Most of us who remain in love with flying in any reasonable form have to be feeling a bit helpless these days regarding the march of articles and reports (including a few studies) documenting declining enrollment in basic pilot training courses.  It goes way beyond that, however, because when you peruse the figures, you see that those in their twenties and early thirties are losing interest, whether because of the rising costs of earning a private pilot ticket, the cost of the proverbial hundred dollar hamburger (now more like 200-300 dollars), or because of the rising personal preoccupation with electronic communication.

No, this isn’t a rant about iPhone and iPads – I have them and depend on them as well.  This is a puzzle piece focusing on the question of why the second most enticing thing in the world to a young person – especially a young boy (after girls, that is) – isn’t still aviation.  

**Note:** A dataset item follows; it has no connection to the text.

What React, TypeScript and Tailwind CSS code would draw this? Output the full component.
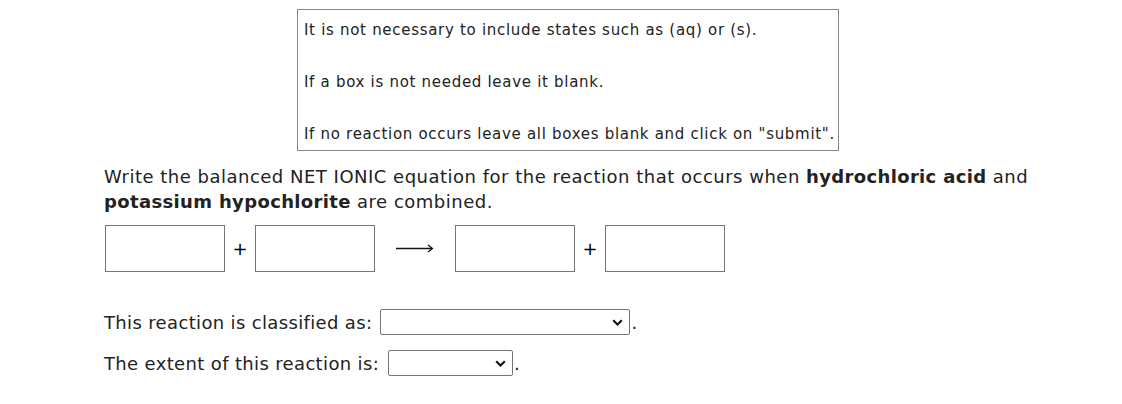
import React from "react";

const font = { fontFamily: '"DejaVu Sans", Verdana, sans-serif' };

function Chevron() {
  return (
    <svg width="11" height="7" viewBox="0 0 11 7" className="block">
      <path d="M1.2 1.3 L5.5 5.5 L9.8 1.3" fill="none" stroke="#111" strokeWidth="2.1" />
    </svg>
  );
}

function Box() {
  return <div className="w-[120px] h-[47px] border border-[#767676] bg-white shrink-0" />;
}

function Plus() {
  return <div className="w-[30px] flex justify-center items-center text-[18px] leading-none text-black">+</div>;
}

function FakeSelect({ w }: { w: string }) {
  return (
    <div className={`${w} h-[26px] border border-[#767676] rounded-[2px] bg-white flex items-center justify-end pr-[6px] shrink-0`}>
      <Chevron />
    </div>
  );
}

export default function App() {
  return (
    <div className="w-[1122px] h-[404px] bg-white text-[#222]" style={font}>
      <div className="pt-[9px] pl-[297px]">
        <div className="w-[542px] h-[142px] border border-[#888] px-[6px] pt-[9px] text-[15px] tracking-[0.7px] text-[#222]">
          <p className="h-[52px] leading-[22px]">It is not necessary to include states such as (aq) or (s).</p>
          <p className="h-[52px] leading-[22px]">If a box is not needed leave it blank.</p>
          <p className="leading-[22px] whitespace-nowrap">If no reaction occurs leave all boxes blank and click on "submit".</p>
        </div>
      </div>
      <div className="pl-[104px] pt-[13px] text-[18px] leading-[25px] text-[#222] tracking-[0.5px]">
        <p className="whitespace-nowrap">
          Write the balanced NET IONIC equation for the reaction that occurs when{" "}
          <b className="tracking-[0.35px]">hydrochloric acid</b> and
          <br />
          <b className="tracking-[0.35px]">potassium hypochlorite</b> are combined.
        </p>
      </div>
      <div className="pl-[105px] pt-[11px] flex items-center">
        <Box />
        <Plus />
        <Box />
        <div className="w-[80px] flex pl-[21px]">
          <svg width="38" height="9" viewBox="0 0 38 9" className="block">
            <line x1="0" y1="4.5" x2="36" y2="4.5" stroke="#111" strokeWidth="1.3" />
            <path d="M32 1 L36.5 4.5 L32 8" fill="none" stroke="#111" strokeWidth="1.2" />
          </svg>
        </div>
        <Box />
        <Plus />
        <Box />
      </div>
      <div className="pl-[104px] pt-[37px] text-[18px] text-[#222] tracking-[0.35px]">
        <div className="flex items-center h-[26px]">
          <span className="whitespace-nowrap">This reaction is classified as:</span>
          <span className="w-[8px]" />
          <FakeSelect w="w-[250px]" />
          <span className="pl-[1px]">.</span>
        </div>
        <div className="flex items-center h-[26px] mt-[15px]">
          <span className="whitespace-nowrap">The extent of this reaction is:</span>
          <span className="w-[9px]" />
          <FakeSelect w="w-[125px]" />
          <span className="pl-[1px]">.</span>
        </div>
      </div>
    </div>
  );
}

I’ll spare you the myriad personal remembrances of being unable as a kid to ignore any airplane flying past my house, but seriously, what the @%#^ is wrong with younger Americans that airplanes and flying don’t seem to turn them on?   Is this a natural progression due in part to the fact that aviation (certainly in the form of airliners) has become ubiquitous and somewhat transparent?  Or is it, as teased above, an indication that society is changing focus, and that wiring us together with increasing intensity (communication, voice, video, pictures…) is shifting the focus away from such personal physical pursuits as sports (playing, not watching) and flying?

Whatever the cause, personal aviation at the single engine level in my view is in trouble, and with every percentage point decline in the utilization of our still amazing network of smaller airfields across the nation, the day draws closer that some developer can grab hold of an otherwise unprofitable airpatch and start building anything but runways and hangars.  And, as we all know, once you lose an airfield, it is truly gone forever.  Just witness the criminal debacle of Mayor Daly raping Miegs Field in Chicago more than a decade ago.  One of the most efficient fields in the country gone literally overnight. It would take far more than an act of (what we laughingly refer to as) Congress to wrest Meigs back from the joggers and dog walkers who now occasionally stroll across the ravaged airpatch.

The American institution of the small, municipal airfield is an endangered species, especially if private flying becomes primarily the fading sport of old pilots.  Looking down the road, I see as much myopia obscuring the challenges to private flying (closing airfields, rising fuel costs and availability, threat of privatized air traffic control) as I see utter national stupidity in our continuous abandonment of meaningful space exploration.  Certainly none of us can make the argument convincingly that national security interests demand a healthy cadre of private pilots ready to be drafted into military service.   First, the future war that an amateurish White House will probably spark will be nuclear, with no time for conventional warfare.  Second, we in the Air Force, Navy, Army, and Marines don’t need a pool of licensed pilots because we have a finely-tuned machine for turning 170 pounds of dumb into professional pilots in only 12 months.

So, if not for national defense, can we mount an argument about intelligent aeronautical feedstock for the airlines?  Well, yes and no.  Certainly, one of our biggest deficiencies in the airline business worldwide is now pilots trained to fly computers and not airplanes.  The Asiana accident in San Francisco several years back absolutely proves that point.  But when the military model is consulted (or the university model pioneered by Embry-Riddle and others), we know how to turn out well-trained young pilots in the civilian world who understand that pushing a throttle up is a prerequisite for maintaining airspeed and not hitting seawalls (among other unyielding objects).  So, it becomes more a matter of dedication to safety and airline willingness to spend money (especially regionals) than a genuine worry that we can’t supply new pilots without a country full of grass roots training starts.

Frankly, what’s missing is desire, enthusiasm, wonder, and the determination of a kid or young person to eventually be in solo control of an air machine.  That belly fire is diminishing if not dying, and in addition to learning to come back together as a real nation with a universal willingness to compromise for the common good, we as pilots and aviation lovers need to deep-think the question of how to turn the enthusiasm drain around.  Otherwise we, and our beloved little airports, will unquestionably slide toward extinction.